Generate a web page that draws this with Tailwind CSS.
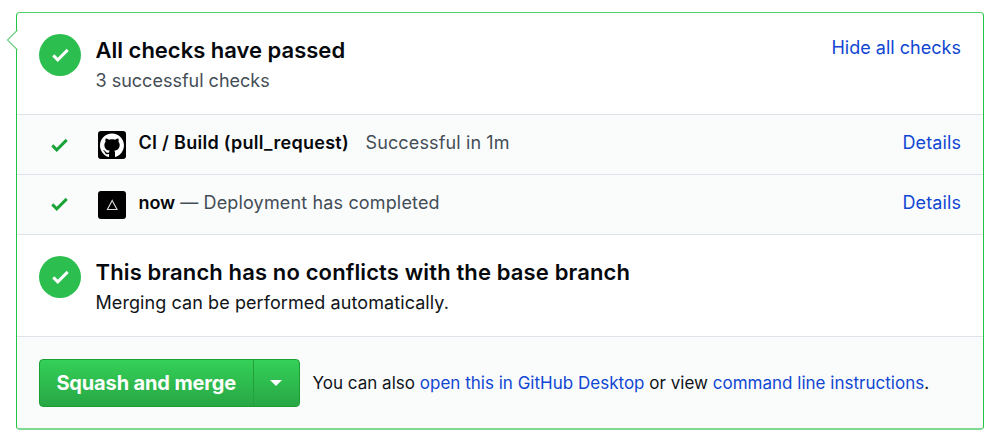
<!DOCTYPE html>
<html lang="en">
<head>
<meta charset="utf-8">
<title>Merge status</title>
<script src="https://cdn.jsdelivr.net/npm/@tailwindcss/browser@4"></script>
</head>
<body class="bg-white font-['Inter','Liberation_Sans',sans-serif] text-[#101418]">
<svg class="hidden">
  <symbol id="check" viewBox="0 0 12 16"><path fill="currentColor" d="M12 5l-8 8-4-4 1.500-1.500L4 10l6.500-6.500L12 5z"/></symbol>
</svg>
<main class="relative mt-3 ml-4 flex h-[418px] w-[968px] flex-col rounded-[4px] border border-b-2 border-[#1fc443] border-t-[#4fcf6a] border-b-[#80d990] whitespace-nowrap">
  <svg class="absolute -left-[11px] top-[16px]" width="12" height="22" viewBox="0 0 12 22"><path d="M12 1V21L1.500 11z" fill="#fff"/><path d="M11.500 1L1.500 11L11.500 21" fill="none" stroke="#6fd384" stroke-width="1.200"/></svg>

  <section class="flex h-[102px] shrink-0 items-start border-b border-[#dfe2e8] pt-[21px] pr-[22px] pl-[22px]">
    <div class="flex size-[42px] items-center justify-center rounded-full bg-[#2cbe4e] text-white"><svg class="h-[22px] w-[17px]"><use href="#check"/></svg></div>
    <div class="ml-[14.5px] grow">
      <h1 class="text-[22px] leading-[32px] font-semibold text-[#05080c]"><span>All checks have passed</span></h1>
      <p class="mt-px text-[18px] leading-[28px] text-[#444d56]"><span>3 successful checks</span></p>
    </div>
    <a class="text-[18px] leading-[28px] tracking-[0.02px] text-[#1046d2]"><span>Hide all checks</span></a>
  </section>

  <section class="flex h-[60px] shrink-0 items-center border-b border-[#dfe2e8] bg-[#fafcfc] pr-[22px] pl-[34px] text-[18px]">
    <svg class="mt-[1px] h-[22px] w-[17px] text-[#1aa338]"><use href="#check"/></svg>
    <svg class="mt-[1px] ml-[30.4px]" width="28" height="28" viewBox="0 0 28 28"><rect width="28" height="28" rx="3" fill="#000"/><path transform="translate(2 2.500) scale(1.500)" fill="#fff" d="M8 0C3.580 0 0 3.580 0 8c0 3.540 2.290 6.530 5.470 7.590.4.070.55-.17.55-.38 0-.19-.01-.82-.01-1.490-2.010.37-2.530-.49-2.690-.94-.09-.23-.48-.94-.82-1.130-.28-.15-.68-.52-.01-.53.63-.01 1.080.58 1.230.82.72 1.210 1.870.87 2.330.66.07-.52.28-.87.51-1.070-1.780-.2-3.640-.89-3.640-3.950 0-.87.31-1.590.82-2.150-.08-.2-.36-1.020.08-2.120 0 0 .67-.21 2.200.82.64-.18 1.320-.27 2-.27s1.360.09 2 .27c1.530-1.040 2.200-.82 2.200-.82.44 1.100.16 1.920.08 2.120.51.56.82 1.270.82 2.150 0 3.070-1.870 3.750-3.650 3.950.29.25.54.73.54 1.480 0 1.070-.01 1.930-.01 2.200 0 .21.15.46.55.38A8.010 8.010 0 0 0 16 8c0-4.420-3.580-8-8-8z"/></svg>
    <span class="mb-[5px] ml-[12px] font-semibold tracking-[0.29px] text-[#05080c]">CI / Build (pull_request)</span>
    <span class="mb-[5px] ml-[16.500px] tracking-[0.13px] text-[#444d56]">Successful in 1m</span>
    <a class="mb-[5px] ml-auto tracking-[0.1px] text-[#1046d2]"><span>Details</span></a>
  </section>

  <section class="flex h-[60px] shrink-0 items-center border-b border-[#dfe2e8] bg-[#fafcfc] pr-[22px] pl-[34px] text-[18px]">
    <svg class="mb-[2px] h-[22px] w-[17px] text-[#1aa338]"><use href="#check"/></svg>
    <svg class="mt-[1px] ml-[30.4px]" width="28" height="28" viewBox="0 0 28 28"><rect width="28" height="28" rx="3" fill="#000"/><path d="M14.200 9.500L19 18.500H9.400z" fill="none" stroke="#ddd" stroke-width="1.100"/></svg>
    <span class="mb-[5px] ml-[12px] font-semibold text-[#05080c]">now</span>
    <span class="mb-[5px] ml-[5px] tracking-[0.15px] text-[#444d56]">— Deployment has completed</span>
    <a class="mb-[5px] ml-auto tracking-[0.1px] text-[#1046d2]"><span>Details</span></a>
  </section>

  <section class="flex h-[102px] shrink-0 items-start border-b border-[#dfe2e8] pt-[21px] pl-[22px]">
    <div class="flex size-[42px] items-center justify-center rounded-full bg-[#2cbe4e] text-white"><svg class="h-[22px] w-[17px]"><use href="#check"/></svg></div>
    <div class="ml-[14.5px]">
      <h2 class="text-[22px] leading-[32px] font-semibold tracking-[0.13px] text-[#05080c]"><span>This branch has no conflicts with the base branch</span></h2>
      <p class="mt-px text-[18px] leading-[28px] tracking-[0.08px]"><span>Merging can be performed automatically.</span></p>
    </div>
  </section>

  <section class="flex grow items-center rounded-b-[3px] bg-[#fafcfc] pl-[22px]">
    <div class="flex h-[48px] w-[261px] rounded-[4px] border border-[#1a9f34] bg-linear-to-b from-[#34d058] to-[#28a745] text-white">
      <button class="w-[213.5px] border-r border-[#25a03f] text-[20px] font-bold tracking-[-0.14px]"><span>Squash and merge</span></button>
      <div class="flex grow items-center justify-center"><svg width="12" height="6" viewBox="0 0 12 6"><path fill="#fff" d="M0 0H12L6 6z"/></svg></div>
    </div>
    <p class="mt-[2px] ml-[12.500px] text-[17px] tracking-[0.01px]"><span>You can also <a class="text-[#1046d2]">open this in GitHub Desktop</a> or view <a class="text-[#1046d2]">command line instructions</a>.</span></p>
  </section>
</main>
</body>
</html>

• • • • •

What is asked
Omit each picture, then return all of the listing exactly as it stands.

Complete response
Generate a web page that draws this with Tailwind CSS.
<!DOCTYPE html>
<html lang="en">
<head>
<meta charset="utf-8">
<title>Merge status</title>
<script src="https://cdn.jsdelivr.net/npm/@tailwindcss/browser@4"></script>
</head>
<body class="bg-white font-['Inter','Liberation_Sans',sans-serif] text-[#101418]">
<svg class="hidden">
  <symbol id="check" viewBox="0 0 12 16"><path fill="currentColor" d="M12 5l-8 8-4-4 1.500-1.500L4 10l6.500-6.500L12 5z"/></symbol>
</svg>
<main class="relative mt-3 ml-4 flex h-[418px] w-[968px] flex-col rounded-[4px] border border-b-2 border-[#1fc443] border-t-[#4fcf6a] border-b-[#80d990] whitespace-nowrap">
  <svg class="absolute -left-[11px] top-[16px]" width="12" height="22" viewBox="0 0 12 22"><path d="M12 1V21L1.500 11z" fill="#fff"/><path d="M11.500 1L1.500 11L11.500 21" fill="none" stroke="#6fd384" stroke-width="1.200"/></svg>

  <section class="flex h-[102px] shrink-0 items-start border-b border-[#dfe2e8] pt-[21px] pr-[22px] pl-[22px]">
    <div class="flex size-[42px] items-center justify-center rounded-full bg-[#2cbe4e] text-white"><svg class="h-[22px] w-[17px]"><use href="#check"/></svg></div>
    <div class="ml-[14.5px] grow">
      <h1 class="text-[22px] leading-[32px] font-semibold text-[#05080c]"><span>All checks have passed</span></h1>
      <p class="mt-px text-[18px] leading-[28px] text-[#444d56]"><span>3 successful checks</span></p>
    </div>
    <a class="text-[18px] leading-[28px] tracking-[0.02px] text-[#1046d2]"><span>Hide all checks</span></a>
  </section>

  <section class="flex h-[60px] shrink-0 items-center border-b border-[#dfe2e8] bg-[#fafcfc] pr-[22px] pl-[34px] text-[18px]">
    <svg class="mt-[1px] h-[22px] w-[17px] text-[#1aa338]"><use href="#check"/></svg>
    <svg class="mt-[1px] ml-[30.4px]" width="28" height="28" viewBox="0 0 28 28"><rect width="28" height="28" rx="3" fill="#000"/><path transform="translate(2 2.500) scale(1.500)" fill="#fff" d="M8 0C3.580 0 0 3.580 0 8c0 3.540 2.290 6.530 5.470 7.590.4.070.55-.17.55-.38 0-.19-.01-.82-.01-1.490-2.010.37-2.530-.49-2.690-.94-.09-.23-.48-.94-.82-1.130-.28-.15-.68-.52-.01-.53.63-.01 1.080.58 1.230.82.72 1.210 1.870.87 2.330.66.07-.52.28-.87.51-1.070-1.780-.2-3.640-.89-3.640-3.950 0-.87.31-1.590.82-2.150-.08-.2-.36-1.020.08-2.120 0 0 .67-.21 2.200.82.64-.18 1.320-.27 2-.27s1.360.09 2 .27c1.530-1.040 2.200-.82 2.200-.82.44 1.100.16 1.920.08 2.120.51.56.82 1.270.82 2.150 0 3.070-1.870 3.750-3.650 3.950.29.25.54.73.54 1.480 0 1.070-.01 1.930-.01 2.200 0 .21.15.46.55.38A8.010 8.010 0 0 0 16 8c0-4.420-3.580-8-8-8z"/></svg>
    <span class="mb-[5px] ml-[12px] font-semibold tracking-[0.29px] text-[#05080c]">CI / Build (pull_request)</span>
    <span class="mb-[5px] ml-[16.500px] tracking-[0.13px] text-[#444d56]">Successful in 1m</span>
    <a class="mb-[5px] ml-auto tracking-[0.1px] text-[#1046d2]"><span>Details</span></a>
  </section>

  <section class="flex h-[60px] shrink-0 items-center border-b border-[#dfe2e8] bg-[#fafcfc] pr-[22px] pl-[34px] text-[18px]">
    <svg class="mb-[2px] h-[22px] w-[17px] text-[#1aa338]"><use href="#check"/></svg>
    <svg class="mt-[1px] ml-[30.4px]" width="28" height="28" viewBox="0 0 28 28"><rect width="28" height="28" rx="3" fill="#000"/><path d="M14.200 9.500L19 18.500H9.400z" fill="none" stroke="#ddd" stroke-width="1.100"/></svg>
    <span class="mb-[5px] ml-[12px] font-semibold text-[#05080c]">now</span>
    <span class="mb-[5px] ml-[5px] tracking-[0.15px] text-[#444d56]">— Deployment has completed</span>
    <a class="mb-[5px] ml-auto tracking-[0.1px] text-[#1046d2]"><span>Details</span></a>
  </section>

  <section class="flex h-[102px] shrink-0 items-start border-b border-[#dfe2e8] pt-[21px] pl-[22px]">
    <div class="flex size-[42px] items-center justify-center rounded-full bg-[#2cbe4e] text-white"><svg class="h-[22px] w-[17px]"><use href="#check"/></svg></div>
    <div class="ml-[14.5px]">
      <h2 class="text-[22px] leading-[32px] font-semibold tracking-[0.13px] text-[#05080c]"><span>This branch has no conflicts with the base branch</span></h2>
      <p class="mt-px text-[18px] leading-[28px] tracking-[0.08px]"><span>Merging can be performed automatically.</span></p>
    </div>
  </section>

  <section class="flex grow items-center rounded-b-[3px] bg-[#fafcfc] pl-[22px]">
    <div class="flex h-[48px] w-[261px] rounded-[4px] border border-[#1a9f34] bg-linear-to-b from-[#34d058] to-[#28a745] text-white">
      <button class="w-[213.5px] border-r border-[#25a03f] text-[20px] font-bold tracking-[-0.14px]"><span>Squash and merge</span></button>
      <div class="flex grow items-center justify-center"><svg width="12" height="6" viewBox="0 0 12 6"><path fill="#fff" d="M0 0H12L6 6z"/></svg></div>
    </div>
    <p class="mt-[2px] ml-[12.500px] text-[17px] tracking-[0.01px]"><span>You can also <a class="text-[#1046d2]">open this in GitHub Desktop</a> or view <a class="text-[#1046d2]">command line instructions</a>.</span></p>
  </section>
</main>
</body>
</html>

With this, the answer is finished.